PL: Why does the thinking of the extreme right in America scare you more than the far-right ideology spreading across Europe?
NC: The extreme right in Europe is indeed tremendous, but it does not have the support necessary to accelerate the destruction of life on the planet.
PL: The U.S. defense budget for 2016-17, approved last week without any debate in Congress, quadruples spending on NATO arsenals and to protect the security of Eastern European allies. What is the message?
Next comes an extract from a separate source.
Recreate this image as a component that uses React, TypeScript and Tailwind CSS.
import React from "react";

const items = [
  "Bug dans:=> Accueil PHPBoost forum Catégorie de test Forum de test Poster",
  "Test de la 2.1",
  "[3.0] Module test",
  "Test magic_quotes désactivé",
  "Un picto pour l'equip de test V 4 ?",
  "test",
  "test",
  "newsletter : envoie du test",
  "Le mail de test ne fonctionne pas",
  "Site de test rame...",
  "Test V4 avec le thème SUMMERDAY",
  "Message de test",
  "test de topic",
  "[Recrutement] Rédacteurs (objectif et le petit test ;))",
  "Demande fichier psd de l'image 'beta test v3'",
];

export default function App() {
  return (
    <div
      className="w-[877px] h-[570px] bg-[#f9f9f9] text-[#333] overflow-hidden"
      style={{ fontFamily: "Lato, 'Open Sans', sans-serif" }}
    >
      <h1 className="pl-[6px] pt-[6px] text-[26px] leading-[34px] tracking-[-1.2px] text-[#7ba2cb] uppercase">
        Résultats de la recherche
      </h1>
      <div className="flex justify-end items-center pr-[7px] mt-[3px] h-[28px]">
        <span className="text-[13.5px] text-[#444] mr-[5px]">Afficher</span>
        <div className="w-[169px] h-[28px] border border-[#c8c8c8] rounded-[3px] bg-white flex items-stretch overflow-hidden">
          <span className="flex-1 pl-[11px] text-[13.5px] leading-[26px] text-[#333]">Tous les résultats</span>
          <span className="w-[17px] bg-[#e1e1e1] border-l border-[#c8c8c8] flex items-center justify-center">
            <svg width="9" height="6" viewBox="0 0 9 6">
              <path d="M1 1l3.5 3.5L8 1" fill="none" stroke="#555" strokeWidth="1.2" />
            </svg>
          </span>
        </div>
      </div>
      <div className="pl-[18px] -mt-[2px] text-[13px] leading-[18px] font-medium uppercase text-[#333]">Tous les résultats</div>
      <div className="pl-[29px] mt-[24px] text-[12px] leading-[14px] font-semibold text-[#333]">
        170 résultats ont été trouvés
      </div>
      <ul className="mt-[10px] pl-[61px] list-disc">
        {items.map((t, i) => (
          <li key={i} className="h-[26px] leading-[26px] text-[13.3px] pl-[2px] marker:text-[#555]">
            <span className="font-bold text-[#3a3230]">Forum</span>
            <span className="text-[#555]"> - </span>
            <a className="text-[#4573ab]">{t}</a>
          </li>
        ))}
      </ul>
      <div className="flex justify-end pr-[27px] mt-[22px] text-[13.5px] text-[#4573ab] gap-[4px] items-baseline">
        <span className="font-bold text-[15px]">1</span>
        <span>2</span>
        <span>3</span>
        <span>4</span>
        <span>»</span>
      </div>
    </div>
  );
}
NC: Certainly there are risks of an escalation of clashes and strategic tensions between the countries belonging to the sphere of Russian influence and those under American influence. But could the United States ever allow at its borders what is happening at those of Russia? Would it not be unthinkable to deploy NATO missiles on the border with Canada and Mexico? We’d all be incinerated. I think this further expansion of NATO constitutes a strategy, a very dangerous geopolitical provocation. I agree with what George Kennan argued during the Cold War, that a “nuclear deterrent” would lay the foundation for a final confrontation for the existence of all humanity. Is is not an exaggeration. Ongoing tensions and recent examples, such as the downing of the Russian jet by Turkey, are events that could explode into a nuclear confrontation.
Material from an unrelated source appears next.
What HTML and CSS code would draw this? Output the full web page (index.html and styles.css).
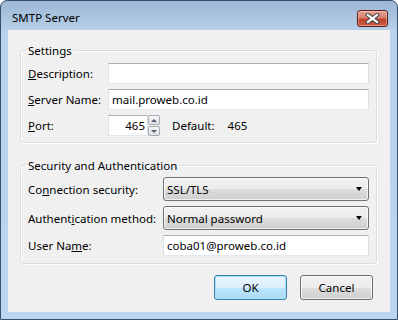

PL: Does this mean that more and more extended wars entail the risk of a Third World War?
NC: It would not be the first time we have been at the brink of a nuclear conflict. Mind you, wherever the origin of a nuclear attack, it means the end of the human species. A clash between two superpowers involves what is called nuclear winter. A tragedy of catastrophic proportions. It reminds me of what Einstein said when asked what weapons, after nuclear, would be used in war. He replied that the only weapon that would remain available to man was a stone ax. The risk of a world war is very serious.
PL: Do you believe the leaders of globalization have a strategy or attempted to create a controlled catastrophe that got out of hand?
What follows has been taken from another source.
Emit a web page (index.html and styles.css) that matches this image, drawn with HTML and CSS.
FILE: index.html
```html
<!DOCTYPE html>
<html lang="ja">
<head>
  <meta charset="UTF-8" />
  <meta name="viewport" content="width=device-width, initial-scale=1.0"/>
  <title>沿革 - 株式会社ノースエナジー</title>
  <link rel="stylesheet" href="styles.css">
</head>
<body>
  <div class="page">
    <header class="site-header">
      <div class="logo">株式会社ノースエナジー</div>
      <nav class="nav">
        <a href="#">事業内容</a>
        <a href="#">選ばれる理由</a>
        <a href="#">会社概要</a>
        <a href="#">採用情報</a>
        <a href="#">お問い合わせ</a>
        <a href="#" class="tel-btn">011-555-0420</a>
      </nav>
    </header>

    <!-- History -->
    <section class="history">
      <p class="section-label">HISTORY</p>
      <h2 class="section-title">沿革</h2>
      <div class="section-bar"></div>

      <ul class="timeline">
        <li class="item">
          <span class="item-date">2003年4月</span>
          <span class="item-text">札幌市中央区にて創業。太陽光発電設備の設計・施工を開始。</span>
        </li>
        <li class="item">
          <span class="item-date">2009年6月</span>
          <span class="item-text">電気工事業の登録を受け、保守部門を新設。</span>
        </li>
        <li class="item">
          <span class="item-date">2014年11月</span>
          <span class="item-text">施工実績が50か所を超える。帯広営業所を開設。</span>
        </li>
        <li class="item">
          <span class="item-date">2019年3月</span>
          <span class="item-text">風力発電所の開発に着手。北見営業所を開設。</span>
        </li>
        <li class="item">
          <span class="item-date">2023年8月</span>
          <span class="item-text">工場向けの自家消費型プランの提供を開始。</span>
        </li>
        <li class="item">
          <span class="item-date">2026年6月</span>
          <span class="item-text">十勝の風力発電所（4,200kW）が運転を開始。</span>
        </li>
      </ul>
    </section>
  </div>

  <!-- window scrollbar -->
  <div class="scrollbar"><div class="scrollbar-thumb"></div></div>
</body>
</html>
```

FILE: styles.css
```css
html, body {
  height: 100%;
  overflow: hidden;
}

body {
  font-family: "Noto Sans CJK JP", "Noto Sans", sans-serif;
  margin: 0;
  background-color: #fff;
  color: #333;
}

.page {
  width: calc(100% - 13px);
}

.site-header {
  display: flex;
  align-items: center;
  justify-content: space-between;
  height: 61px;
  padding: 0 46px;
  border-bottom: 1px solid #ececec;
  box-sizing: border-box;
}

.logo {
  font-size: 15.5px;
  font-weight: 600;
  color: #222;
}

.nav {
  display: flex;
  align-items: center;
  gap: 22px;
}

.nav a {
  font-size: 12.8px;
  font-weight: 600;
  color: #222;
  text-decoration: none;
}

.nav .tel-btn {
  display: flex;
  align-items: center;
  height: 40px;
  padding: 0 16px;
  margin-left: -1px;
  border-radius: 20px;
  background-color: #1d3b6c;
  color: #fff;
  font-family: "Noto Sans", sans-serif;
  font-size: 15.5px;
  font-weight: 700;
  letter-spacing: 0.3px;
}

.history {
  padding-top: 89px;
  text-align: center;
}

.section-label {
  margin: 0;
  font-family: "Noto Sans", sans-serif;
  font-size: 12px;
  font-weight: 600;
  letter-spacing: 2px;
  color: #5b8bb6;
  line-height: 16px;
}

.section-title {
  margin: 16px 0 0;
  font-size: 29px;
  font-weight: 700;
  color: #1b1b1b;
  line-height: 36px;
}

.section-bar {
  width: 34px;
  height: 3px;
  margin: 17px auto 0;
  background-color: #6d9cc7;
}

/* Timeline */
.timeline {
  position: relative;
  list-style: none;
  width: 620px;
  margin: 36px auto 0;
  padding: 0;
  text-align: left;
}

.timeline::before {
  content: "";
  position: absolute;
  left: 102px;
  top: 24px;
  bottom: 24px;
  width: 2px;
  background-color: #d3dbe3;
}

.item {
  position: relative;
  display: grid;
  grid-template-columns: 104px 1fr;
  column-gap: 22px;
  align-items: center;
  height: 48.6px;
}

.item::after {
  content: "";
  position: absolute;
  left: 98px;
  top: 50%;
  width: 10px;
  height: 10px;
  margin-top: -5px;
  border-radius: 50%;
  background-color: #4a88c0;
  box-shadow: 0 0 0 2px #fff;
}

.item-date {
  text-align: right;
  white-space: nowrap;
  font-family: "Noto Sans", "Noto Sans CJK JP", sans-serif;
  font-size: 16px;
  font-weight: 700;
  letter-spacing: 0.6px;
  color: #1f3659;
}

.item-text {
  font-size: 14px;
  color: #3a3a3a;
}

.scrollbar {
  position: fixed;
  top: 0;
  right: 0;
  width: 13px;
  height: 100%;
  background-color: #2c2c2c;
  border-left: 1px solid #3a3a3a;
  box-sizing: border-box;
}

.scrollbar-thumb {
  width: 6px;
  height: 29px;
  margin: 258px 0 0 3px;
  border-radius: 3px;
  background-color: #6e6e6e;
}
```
NC: You’d have to live under a rock not to realize the damage they’ve caused. The fossil industry for decades has been aware of the devastating consequences of an industrial policy based on oil. The executives of Exxon-Mobil are not stupid, but rather dedicated to a specific ideology of the maximization of profits and stock prices. Everything else is of insignificant value compared to this. It’s like for believers in the various fundamentalisms, be they evangelical Christian or Islamic extremists. They are like religious dogma, before which there is neither doubt nor argument. We all know that it is very easy not to give credence to what we should believe as truth, but in this case the refusal to want to believe the evidence of historical facts involves lethal consequences.
PL: In this disastrous context, what risks do we run in 2016, the election year for the next president of the United States?
NC: The risks are very serious. If the comments of the Republican leaders vying for the presidency correspond to the reality of the future White House, we should expect a real disaster, and that is: We ignore global warming, we tear up the nuclear agreements with Iran, we increase our military power, we act with greater aggressiveness and determination in the rest of the world despite the risks of unleashing a world war. If a country with the power of the United States endorses these policy strategies, the chances of survival of the human species are minimized.